What do you find most daunting, challenging, or frustrating about pursuing art?
How would you define “success” in art?
Defining success is dangerous territory and can lead to a world of disappointment. It can be a sliding term or pursuit depending on personal needs. What I’ve gathered is that success is usually some combination of how the work ultimately functions, how it is received, how challenging it is (personally) to make, what was learned in the process, how well it is executed, and financial reward. And again, I think all of these factors are on a sliding scale and specific to each piece.
What is the most exciting thing you’ve done or accomplished so far, related to your work?
That’s a work in progress.
Are you involved in any collaborative or self-organized projects?
I wouldn’t necessarily call it Art, but the last few years I’ve been involved in a small scale skateboarding project near my neighborhood.
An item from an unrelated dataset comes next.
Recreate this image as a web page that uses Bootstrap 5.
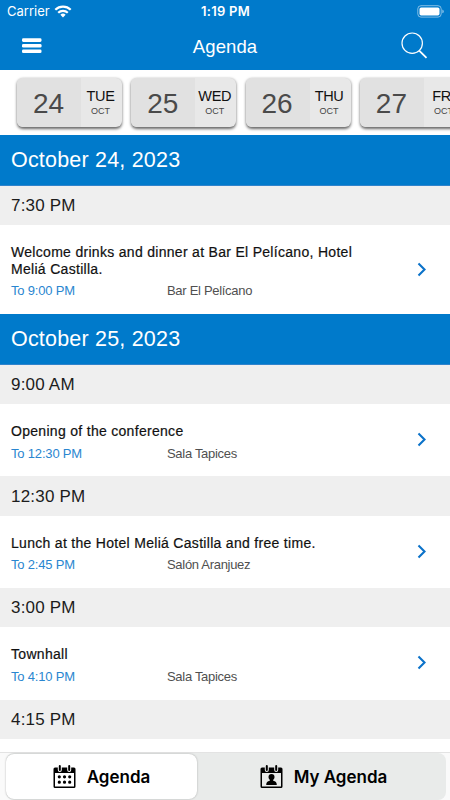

I’m not really sure what to say about it, so I’ll do my best. There’s a small crew of kids who are all super talented that I’m close with. I’ve been designing boards and having them made by a great manufacturer. I supply the crew with fresh gear as well as organize trips and filming sessions. It’s been an opportunity for me to feel like I’m contributing to the skate community while allowing the younger guys to have something that is their own.
What are you working on right now?
Currently I’m developing a new body of work while continuing my recent paintings of flowers. Trying to work through some new materials as well as object based interests. Maybe it’s not necessarily a “now” thing as much as it’s an “always” thing. Constantly trying to add to my own lexicon.